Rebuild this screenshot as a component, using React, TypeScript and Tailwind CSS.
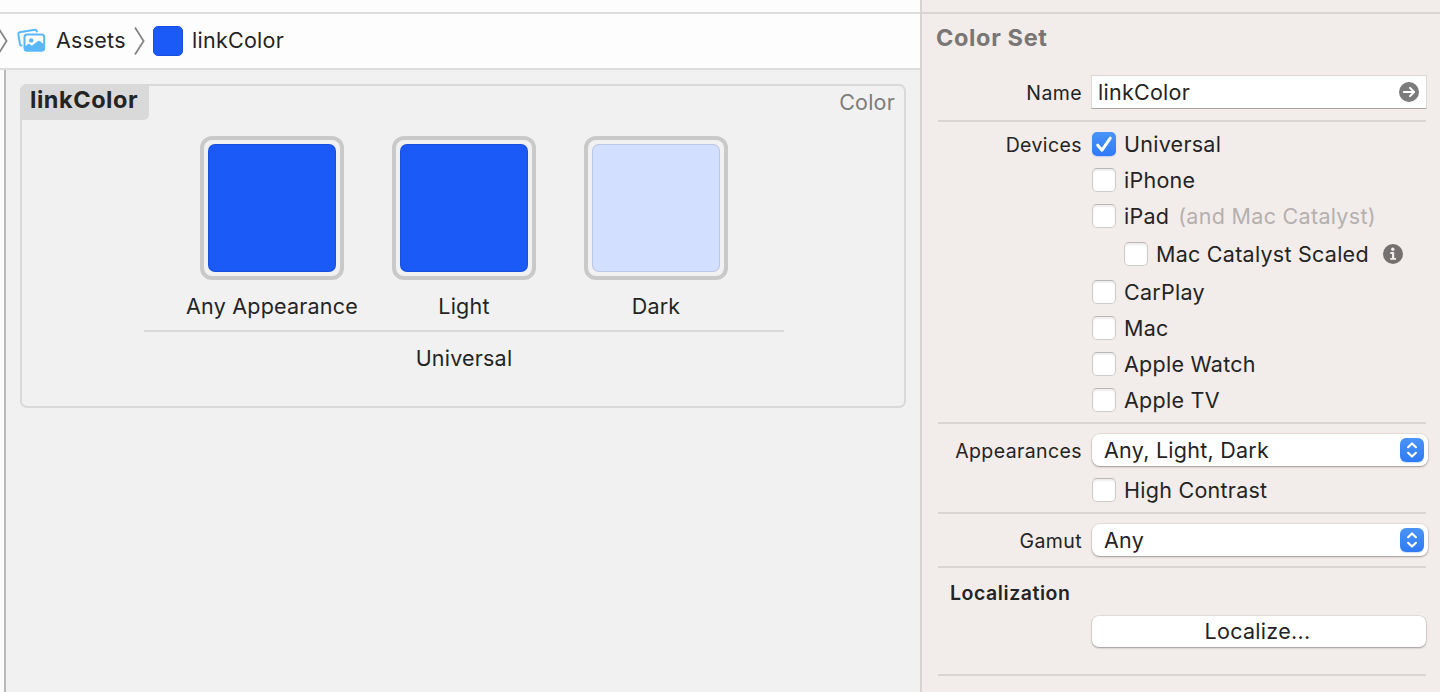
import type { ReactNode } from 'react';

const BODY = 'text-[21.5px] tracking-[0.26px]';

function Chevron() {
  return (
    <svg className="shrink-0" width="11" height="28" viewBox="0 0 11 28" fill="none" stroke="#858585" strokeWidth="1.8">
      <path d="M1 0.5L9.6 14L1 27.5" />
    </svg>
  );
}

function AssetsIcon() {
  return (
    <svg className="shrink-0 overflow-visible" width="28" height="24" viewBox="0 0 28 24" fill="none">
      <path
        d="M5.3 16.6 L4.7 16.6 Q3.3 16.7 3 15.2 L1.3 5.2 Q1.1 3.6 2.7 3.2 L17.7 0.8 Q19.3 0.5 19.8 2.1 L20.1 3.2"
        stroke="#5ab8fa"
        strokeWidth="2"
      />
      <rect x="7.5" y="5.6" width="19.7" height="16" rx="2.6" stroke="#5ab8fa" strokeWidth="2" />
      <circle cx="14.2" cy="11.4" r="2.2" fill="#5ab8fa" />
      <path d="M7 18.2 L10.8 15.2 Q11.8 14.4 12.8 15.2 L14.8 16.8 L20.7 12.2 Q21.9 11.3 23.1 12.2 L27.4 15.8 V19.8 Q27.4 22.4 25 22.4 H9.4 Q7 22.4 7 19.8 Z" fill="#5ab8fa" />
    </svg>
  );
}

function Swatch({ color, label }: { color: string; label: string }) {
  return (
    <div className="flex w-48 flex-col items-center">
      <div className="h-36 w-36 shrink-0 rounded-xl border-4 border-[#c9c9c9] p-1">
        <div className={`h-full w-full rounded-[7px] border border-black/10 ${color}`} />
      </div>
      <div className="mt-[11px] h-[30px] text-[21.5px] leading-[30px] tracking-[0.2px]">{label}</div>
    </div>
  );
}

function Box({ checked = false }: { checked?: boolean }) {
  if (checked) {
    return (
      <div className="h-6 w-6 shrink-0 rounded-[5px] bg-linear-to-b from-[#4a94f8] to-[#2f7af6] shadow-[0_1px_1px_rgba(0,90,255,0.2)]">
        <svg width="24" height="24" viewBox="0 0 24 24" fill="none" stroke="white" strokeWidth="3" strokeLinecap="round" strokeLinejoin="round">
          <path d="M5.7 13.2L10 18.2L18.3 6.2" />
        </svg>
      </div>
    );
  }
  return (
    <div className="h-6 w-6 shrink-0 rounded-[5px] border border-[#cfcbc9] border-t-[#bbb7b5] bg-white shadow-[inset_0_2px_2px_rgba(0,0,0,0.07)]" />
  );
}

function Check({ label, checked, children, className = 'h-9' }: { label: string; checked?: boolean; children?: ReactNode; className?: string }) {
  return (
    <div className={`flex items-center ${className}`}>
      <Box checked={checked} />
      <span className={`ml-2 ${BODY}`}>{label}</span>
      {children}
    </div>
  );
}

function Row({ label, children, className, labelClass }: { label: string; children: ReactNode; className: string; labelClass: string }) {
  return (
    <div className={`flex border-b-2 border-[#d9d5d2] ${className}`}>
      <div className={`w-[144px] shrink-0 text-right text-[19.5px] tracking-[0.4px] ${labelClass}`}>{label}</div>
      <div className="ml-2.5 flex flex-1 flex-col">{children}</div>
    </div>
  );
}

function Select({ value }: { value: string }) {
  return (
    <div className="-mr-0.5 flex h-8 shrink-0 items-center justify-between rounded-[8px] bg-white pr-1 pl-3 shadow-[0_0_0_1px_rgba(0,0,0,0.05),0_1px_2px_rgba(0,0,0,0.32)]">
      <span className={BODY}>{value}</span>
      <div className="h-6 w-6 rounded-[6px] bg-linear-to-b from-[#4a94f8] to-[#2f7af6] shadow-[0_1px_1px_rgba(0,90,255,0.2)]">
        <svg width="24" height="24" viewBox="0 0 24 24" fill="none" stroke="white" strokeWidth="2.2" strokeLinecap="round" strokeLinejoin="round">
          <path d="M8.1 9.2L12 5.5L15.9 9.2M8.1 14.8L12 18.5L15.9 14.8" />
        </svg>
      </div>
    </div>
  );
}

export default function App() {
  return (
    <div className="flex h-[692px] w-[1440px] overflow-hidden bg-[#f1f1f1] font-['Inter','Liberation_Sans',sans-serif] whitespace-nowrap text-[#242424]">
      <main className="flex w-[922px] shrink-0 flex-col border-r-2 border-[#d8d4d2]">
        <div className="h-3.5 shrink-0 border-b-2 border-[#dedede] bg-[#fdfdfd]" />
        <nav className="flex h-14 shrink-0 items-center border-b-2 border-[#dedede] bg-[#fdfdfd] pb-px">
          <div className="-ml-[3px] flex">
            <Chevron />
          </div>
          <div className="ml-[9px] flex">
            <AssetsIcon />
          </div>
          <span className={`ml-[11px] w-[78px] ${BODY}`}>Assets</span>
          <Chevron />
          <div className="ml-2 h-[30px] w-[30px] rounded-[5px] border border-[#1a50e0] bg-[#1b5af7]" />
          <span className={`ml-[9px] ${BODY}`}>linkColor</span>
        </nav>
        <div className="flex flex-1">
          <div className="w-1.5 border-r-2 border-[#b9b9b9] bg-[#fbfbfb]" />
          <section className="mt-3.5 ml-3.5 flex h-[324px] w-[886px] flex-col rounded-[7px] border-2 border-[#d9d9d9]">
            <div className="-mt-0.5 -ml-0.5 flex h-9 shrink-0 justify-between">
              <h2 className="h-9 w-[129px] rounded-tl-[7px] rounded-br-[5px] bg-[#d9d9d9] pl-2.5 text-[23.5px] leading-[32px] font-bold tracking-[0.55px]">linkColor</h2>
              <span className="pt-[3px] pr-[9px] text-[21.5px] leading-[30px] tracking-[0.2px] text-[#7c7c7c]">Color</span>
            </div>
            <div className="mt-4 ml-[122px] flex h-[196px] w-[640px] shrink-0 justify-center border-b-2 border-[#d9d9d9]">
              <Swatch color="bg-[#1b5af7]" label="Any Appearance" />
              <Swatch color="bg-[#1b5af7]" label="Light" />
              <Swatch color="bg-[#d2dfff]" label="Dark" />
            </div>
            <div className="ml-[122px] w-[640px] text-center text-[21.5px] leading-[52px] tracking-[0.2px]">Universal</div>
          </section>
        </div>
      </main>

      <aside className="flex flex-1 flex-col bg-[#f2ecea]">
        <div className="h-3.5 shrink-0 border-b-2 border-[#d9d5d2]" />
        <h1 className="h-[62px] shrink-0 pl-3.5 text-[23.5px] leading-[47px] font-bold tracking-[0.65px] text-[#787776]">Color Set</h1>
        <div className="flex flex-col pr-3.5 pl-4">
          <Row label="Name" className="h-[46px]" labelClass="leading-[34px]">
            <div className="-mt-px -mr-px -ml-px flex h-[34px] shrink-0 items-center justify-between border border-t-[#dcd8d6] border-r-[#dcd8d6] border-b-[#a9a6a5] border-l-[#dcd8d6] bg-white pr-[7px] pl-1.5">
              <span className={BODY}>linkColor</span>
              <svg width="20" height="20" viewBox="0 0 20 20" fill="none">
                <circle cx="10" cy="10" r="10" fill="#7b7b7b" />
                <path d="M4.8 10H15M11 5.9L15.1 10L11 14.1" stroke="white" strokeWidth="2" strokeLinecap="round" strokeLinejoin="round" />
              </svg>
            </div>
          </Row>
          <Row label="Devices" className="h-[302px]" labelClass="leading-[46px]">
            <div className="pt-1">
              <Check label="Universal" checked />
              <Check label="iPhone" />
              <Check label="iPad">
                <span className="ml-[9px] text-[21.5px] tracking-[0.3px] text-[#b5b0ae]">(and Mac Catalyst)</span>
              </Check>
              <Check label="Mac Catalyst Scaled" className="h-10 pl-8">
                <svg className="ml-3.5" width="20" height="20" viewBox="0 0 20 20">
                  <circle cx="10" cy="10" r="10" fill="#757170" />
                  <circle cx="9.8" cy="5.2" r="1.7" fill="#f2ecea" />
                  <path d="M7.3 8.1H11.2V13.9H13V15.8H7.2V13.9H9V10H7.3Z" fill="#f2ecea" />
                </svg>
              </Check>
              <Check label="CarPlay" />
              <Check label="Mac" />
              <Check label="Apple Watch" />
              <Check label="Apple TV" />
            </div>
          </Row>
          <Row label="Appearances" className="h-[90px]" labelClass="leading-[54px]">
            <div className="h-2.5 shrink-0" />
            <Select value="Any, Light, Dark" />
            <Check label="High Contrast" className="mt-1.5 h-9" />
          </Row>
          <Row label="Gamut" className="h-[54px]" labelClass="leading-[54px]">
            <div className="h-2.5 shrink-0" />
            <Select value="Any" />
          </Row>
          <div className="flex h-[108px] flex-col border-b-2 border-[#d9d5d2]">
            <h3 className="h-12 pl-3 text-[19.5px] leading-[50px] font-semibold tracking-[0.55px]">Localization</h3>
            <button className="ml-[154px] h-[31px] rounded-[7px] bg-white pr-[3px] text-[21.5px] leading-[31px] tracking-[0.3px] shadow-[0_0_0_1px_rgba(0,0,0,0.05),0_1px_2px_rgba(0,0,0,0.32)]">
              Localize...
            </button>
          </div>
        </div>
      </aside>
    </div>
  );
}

__________

Given problem: Omit the pictures, then repeat exactly each line from the beginning of the listing through the line with "const BODY = 'text-[21.5px]".

Result for this task:
Rebuild this screenshot as a component, using React, TypeScript and Tailwind CSS.
import type { ReactNode } from 'react';

const BODY = 'text-[21.5px] tracking-[0.26px]';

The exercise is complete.